- [Aim of the task] In your copy, leave out the pictures; write out all the data exactly.
-- BEGIN Data excerpt --
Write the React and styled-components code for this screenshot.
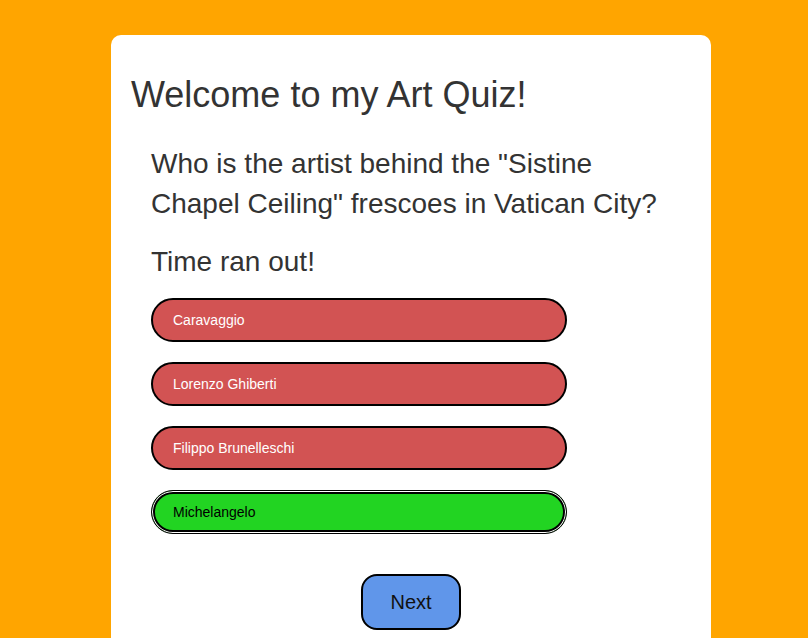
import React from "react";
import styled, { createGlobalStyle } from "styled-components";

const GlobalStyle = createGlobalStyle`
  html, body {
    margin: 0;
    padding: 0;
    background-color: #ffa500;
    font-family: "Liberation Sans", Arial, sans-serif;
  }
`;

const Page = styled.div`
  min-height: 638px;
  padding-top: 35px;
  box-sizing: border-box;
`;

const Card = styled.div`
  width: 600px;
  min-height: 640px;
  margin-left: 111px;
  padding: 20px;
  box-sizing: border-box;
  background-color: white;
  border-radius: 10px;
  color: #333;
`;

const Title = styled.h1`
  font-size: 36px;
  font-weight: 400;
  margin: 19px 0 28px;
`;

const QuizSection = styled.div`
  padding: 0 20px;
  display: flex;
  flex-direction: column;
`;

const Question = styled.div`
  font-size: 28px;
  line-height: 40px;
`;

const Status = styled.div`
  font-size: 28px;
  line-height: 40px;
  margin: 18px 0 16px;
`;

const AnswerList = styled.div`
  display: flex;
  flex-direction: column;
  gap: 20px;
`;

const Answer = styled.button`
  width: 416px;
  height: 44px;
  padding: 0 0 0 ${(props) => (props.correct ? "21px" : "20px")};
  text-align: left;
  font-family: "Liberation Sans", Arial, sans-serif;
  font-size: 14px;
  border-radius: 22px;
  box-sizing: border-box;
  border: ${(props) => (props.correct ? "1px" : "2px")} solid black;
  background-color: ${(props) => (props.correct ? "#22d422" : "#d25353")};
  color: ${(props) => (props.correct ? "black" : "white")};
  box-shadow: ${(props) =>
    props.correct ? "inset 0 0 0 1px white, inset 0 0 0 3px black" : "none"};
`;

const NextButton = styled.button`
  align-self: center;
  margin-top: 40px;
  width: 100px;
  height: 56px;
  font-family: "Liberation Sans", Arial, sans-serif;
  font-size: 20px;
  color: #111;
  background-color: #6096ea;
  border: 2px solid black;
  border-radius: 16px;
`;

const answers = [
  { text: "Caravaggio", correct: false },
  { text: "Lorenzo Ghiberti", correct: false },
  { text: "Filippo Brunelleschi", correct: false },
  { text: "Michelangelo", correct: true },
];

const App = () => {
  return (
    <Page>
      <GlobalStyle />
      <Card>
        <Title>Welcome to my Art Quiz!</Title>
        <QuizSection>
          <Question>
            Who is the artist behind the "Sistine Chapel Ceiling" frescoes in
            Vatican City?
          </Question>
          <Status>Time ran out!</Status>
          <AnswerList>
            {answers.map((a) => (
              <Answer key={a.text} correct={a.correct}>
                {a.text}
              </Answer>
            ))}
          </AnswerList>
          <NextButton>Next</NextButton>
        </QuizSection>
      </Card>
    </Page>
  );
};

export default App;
-- END Data excerpt --
- [Solution for this problem]
Write the React and styled-components code for this screenshot.
import React from "react";
import styled, { createGlobalStyle } from "styled-components";

const GlobalStyle = createGlobalStyle`
  html, body {
    margin: 0;
    padding: 0;
    background-color: #ffa500;
    font-family: "Liberation Sans", Arial, sans-serif;
  }
`;

const Page = styled.div`
  min-height: 638px;
  padding-top: 35px;
  box-sizing: border-box;
`;

const Card = styled.div`
  width: 600px;
  min-height: 640px;
  margin-left: 111px;
  padding: 20px;
  box-sizing: border-box;
  background-color: white;
  border-radius: 10px;
  color: #333;
`;

const Title = styled.h1`
  font-size: 36px;
  font-weight: 400;
  margin: 19px 0 28px;
`;

const QuizSection = styled.div`
  padding: 0 20px;
  display: flex;
  flex-direction: column;
`;

const Question = styled.div`
  font-size: 28px;
  line-height: 40px;
`;

const Status = styled.div`
  font-size: 28px;
  line-height: 40px;
  margin: 18px 0 16px;
`;

const AnswerList = styled.div`
  display: flex;
  flex-direction: column;
  gap: 20px;
`;

const Answer = styled.button`
  width: 416px;
  height: 44px;
  padding: 0 0 0 ${(props) => (props.correct ? "21px" : "20px")};
  text-align: left;
  font-family: "Liberation Sans", Arial, sans-serif;
  font-size: 14px;
  border-radius: 22px;
  box-sizing: border-box;
  border: ${(props) => (props.correct ? "1px" : "2px")} solid black;
  background-color: ${(props) => (props.correct ? "#22d422" : "#d25353")};
  color: ${(props) => (props.correct ? "black" : "white")};
  box-shadow: ${(props) =>
    props.correct ? "inset 0 0 0 1px white, inset 0 0 0 3px black" : "none"};
`;

const NextButton = styled.button`
  align-self: center;
  margin-top: 40px;
  width: 100px;
  height: 56px;
  font-family: "Liberation Sans", Arial, sans-serif;
  font-size: 20px;
  color: #111;
  background-color: #6096ea;
  border: 2px solid black;
  border-radius: 16px;
`;

const answers = [
  { text: "Caravaggio", correct: false },
  { text: "Lorenzo Ghiberti", correct: false },
  { text: "Filippo Brunelleschi", correct: false },
  { text: "Michelangelo", correct: true },
];

const App = () => {
  return (
    <Page>
      <GlobalStyle />
      <Card>
        <Title>Welcome to my Art Quiz!</Title>
        <QuizSection>
          <Question>
            Who is the artist behind the "Sistine Chapel Ceiling" frescoes in
            Vatican City?
          </Question>
          <Status>Time ran out!</Status>
          <AnswerList>
            {answers.map((a) => (
              <Answer key={a.text} correct={a.correct}>
                {a.text}
              </Answer>
            ))}
          </AnswerList>
          <NextButton>Next</NextButton>
        </QuizSection>
      </Card>
    </Page>
  );
};

export default App;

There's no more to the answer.